Revealing the intensification effect of circulating hydrothermal pretreatment: A sustainable route for biorefinery

Abstract

Hydrothermal pretreatment (HTP) has received huge progress in converting biomass waste into available products at a large scale, but challenges in massive water input and wastewater output still block sustainable biorefinery future. Herein, a circulating hydrothermal technique was proposed by reusing the process wastewater into the next HTP process to enhance energy efficiency and suppress the environmental burdens. During hydrothermal liquid (HL) recycling, the variation of lignin chemical structure, cellulose accessibility, and soluble components were investigated for an in-depth understanding of what happened to lignocellulose. An enhanced hemicellulose dissolution (from 78.1 % to ∼ 85 %) was achieved by the aqueous phase recycling. The reactions of dehydration and polymerization occurred during the circulating HTP process, which contributed to the generation of pseudo-lignin on the cellulose surface, causing a slight weakening of cellulose accessibility. Meanwhile, the organic acid-catalyzed hydrothermal process can facilitate the cleavage of lignin β-O-4 ether linkage and condensation reaction, endowing its potential amphiphilic properties.
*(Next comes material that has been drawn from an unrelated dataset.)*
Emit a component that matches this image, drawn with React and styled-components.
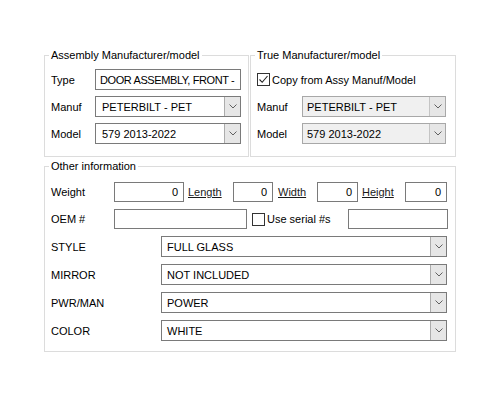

An in-depth analysis of the evolution of HL components substantiated the potential intensification effect on biomass deconstruction by the generation of hemicellulose-derived organic acids. Life cycle assessment revealed that the circulating HTP technique resulted in about a 29 % reduction in primary energy depletion and an order of magnitude reduction in CO2 emissions as opposed to that of the conventional one. This work unveils the structure evolutions of lignocellulose clearly during the HL recycled process, and also highlights a feasible route for the sustainable biorefinery.